While residents experience gentrification, some profit-driven developers and real estate investors are eager to cash in on the area's cheaper-than-Denver property rates, proximity to transit and burgeoning cultural life. But the Urban Land Conservancy hopes its own efforts create homes and an economy that nurtures communities that might otherwise be pushed out.
"It would be naive for me to say, 'Oh, yeah, within this work we're solving the greater metro issues around gentrification and displacement,'" admitted Urban Land Conservancy CEO Aaron Miripol. Still, he added, "I know we're making a small dent."
And that dent is long lasting.
The nonprofit's deals with developers work like this: The group buys the ground and leases it to companies that build their own buildings on the site. Part of the ground lease mandates that whatever's built is devoted to affordable housing and/or mission-driven nonprofits and organizations. That lease lasts 99 years, a term which can be renewed.

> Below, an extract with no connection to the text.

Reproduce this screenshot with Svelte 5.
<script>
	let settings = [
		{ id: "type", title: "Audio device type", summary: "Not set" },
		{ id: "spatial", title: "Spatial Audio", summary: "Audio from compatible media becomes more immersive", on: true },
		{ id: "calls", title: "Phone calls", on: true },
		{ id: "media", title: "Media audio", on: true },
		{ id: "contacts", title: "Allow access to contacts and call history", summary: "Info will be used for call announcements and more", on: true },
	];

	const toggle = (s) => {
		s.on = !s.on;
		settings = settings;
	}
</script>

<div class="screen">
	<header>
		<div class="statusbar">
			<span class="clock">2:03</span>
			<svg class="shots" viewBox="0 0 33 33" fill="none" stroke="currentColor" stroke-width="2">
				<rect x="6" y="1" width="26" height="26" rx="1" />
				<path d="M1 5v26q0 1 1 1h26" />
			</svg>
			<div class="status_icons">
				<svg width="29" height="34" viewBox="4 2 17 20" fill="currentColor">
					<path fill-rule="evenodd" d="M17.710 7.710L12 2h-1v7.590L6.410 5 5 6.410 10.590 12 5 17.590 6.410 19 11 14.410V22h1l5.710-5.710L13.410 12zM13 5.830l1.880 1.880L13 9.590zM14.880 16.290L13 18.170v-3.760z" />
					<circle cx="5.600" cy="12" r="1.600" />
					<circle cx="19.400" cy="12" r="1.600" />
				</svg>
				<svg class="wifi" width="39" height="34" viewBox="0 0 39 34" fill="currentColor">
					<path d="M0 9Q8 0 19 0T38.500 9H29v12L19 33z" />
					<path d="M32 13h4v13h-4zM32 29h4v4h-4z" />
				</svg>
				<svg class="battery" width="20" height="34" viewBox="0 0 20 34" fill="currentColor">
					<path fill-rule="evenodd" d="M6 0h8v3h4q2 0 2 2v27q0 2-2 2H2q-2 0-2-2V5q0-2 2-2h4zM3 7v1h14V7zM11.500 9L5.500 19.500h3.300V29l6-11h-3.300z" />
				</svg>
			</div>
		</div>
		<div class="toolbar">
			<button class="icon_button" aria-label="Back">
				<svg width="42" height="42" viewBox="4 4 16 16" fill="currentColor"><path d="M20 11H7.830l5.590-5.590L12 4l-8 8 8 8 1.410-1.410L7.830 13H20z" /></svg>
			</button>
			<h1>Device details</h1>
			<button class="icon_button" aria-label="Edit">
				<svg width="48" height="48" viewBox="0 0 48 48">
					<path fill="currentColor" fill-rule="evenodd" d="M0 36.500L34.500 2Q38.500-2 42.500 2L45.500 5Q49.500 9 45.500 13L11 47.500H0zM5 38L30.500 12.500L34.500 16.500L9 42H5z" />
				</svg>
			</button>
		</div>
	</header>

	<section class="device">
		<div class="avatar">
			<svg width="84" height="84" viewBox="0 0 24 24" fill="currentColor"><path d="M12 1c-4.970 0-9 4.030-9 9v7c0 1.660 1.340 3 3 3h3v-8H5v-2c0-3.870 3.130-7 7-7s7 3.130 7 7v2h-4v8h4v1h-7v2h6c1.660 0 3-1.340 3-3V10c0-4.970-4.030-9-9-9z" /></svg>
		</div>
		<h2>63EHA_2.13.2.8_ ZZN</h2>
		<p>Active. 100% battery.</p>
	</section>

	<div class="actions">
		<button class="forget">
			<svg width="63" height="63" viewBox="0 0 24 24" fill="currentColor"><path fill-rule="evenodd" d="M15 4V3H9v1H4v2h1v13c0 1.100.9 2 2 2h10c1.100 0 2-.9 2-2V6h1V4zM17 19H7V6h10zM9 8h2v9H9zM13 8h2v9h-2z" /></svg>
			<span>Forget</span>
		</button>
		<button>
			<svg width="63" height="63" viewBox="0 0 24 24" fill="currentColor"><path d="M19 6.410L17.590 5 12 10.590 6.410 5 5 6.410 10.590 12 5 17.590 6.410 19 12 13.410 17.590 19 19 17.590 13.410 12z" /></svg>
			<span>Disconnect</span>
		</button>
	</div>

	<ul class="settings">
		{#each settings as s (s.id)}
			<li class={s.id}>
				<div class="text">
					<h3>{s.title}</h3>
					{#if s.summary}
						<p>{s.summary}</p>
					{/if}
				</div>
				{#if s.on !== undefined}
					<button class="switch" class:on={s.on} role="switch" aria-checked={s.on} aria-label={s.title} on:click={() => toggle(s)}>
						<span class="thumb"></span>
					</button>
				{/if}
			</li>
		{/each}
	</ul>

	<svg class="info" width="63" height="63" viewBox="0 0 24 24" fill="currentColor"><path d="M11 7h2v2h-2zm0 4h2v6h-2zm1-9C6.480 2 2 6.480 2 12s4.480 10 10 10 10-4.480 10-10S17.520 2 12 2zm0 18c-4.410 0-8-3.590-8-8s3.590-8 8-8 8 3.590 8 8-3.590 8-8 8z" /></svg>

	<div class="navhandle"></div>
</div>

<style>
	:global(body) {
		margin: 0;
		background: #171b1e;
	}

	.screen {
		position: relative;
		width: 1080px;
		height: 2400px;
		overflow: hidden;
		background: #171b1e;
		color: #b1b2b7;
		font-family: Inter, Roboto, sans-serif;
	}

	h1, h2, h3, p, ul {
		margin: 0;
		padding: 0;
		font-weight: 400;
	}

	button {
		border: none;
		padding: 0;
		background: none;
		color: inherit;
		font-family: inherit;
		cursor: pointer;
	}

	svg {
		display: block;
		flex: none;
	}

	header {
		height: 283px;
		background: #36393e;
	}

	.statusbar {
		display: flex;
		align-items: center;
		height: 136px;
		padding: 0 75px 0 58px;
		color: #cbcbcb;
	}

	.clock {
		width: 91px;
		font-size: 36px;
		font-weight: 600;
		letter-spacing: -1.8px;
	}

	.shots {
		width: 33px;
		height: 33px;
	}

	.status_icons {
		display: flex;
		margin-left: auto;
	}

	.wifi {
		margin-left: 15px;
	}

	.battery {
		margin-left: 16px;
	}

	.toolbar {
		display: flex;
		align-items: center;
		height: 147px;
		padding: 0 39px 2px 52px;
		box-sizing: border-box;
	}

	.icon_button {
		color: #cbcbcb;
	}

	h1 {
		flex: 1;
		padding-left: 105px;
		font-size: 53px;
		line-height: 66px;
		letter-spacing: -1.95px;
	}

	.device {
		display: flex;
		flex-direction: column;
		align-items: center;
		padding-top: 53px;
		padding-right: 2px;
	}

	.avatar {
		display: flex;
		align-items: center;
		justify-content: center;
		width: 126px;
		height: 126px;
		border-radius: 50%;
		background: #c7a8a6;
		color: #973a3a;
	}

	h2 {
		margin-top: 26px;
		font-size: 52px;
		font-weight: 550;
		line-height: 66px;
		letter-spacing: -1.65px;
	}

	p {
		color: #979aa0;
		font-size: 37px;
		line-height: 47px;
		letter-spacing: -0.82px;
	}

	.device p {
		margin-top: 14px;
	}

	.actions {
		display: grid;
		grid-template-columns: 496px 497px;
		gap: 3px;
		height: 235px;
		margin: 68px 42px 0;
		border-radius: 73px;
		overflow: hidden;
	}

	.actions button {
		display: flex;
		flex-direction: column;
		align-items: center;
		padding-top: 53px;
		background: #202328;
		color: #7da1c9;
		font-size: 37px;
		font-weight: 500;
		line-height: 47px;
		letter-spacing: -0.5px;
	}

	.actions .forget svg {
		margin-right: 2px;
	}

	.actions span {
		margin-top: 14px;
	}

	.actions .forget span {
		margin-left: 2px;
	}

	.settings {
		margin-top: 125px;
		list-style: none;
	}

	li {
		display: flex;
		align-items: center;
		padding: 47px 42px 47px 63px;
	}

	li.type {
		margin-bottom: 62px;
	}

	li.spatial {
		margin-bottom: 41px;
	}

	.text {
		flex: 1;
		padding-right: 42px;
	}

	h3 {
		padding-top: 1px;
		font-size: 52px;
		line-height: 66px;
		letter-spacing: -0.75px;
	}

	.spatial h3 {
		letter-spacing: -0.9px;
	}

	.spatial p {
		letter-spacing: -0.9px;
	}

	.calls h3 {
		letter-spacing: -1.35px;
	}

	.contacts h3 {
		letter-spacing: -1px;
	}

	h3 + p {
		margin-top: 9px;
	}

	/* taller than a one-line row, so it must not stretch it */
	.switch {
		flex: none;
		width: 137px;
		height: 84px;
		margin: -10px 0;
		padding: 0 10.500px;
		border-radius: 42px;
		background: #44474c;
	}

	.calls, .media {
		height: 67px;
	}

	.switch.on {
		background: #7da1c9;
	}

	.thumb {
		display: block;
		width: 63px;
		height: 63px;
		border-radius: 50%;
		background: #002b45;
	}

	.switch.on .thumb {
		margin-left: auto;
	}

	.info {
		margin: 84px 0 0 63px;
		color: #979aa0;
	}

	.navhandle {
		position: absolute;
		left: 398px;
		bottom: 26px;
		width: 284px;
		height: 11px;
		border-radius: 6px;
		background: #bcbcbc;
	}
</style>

Having fast access to capital has been critical in purchasing properties for affordable housing and nonprofits, Miripol said. So how does that work?
The nonprofit funded its efforts on the Citywide Banks project with help from the Nesbitt Commercial Group and a low-interest loan from the 1STBANK's Metro Denver Impact Facility. The facility, which is essentially a low-interest loan through 1STBANK, is in turn funded, in part, by the Colorado Health Foundation, the Colorado Trust, Colorado Housing and Finance Authority, Gates Family Foundation, the Piton Foundation, and the Denver Foundation.
The Metro Denver Impact Facility, Miripol explained, is a model for how banks, foundations and nonprofits can work together to develop cities in an affordable and community-driven way through low-interest capital.
Urban Land Conservancy has built most of its 45-plus projects in Denver; now the city is becoming too expensive for the nonprofit.
The new Aurora purchase is part of the 18-year-old organization's move to launch projects outside Denver. The Urban Land Conservancy can buy cheaper land and buildings in the suburbs, and the group now has projects in Commerce City, Lakewood, Westminster and Aurora.
Working in the suburbs will likely continue to be a focus for the nonprofit.
In Denver itself, the Urban Land Conservancy has major sites in Five Points and Northeast Park Hill, but those neighborhoods are simply too expensive for future projects, Miripol said.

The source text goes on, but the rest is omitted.